A: Let $\{b_n\}_{n \ge 1}$ be a sequence of independent random variables taking the values $\pm 1$ with probability $1/2$ each. Define $\{a_n\}_{n \ge 1}$ by
$a_n=b_{n-1} b_{n-2}$ if $\; n \equiv 0  \mod 3$ and  $a_n=b_n$ otherwise.
Then the  variables $a_n$ are pairwise independent. For example, if $\epsilon, \sigma \in {\pm1 }$ then $P(a_2=\epsilon,a_3=\sigma)=P(a_1=\sigma\epsilon, a_2=\sigma)=1/4$.
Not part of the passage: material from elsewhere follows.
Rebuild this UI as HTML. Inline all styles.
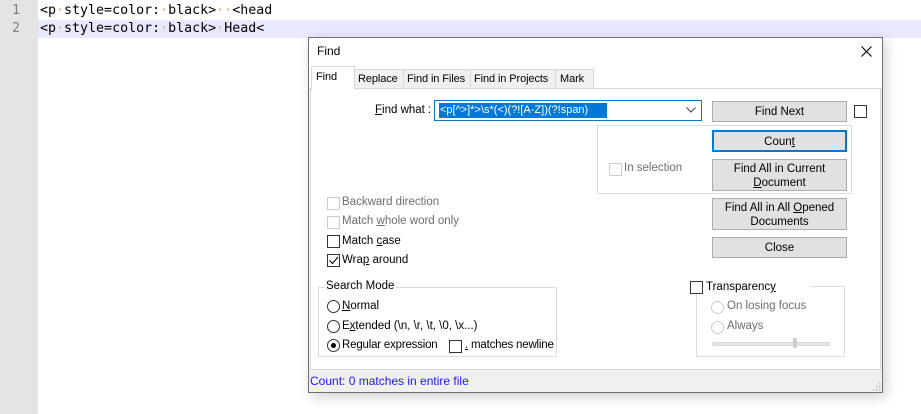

Thus, by the Law of large numbers, for all $j>0$ and all
$\epsilon, \sigma\in \{-1,1\}$, the limiting proportion of $n\geq 1$ such that $(a_n,a_{n+j}) = (\epsilon,\sigma)$ is $1/4$ with probability 1.
(Formally, to apply the LLN, consider for each integer $\ell \in [0,2j)$ the
limiting proportion of $k\geq 1$ such that $(a_{2kj+\ell},a_{2kj+\ell+j}) = (\epsilon,\sigma)$, then average over $\ell$.)
However, the asymptotic average   of $a_n a_{n+1} a_{n+2}$ is $1/3$ almost surely.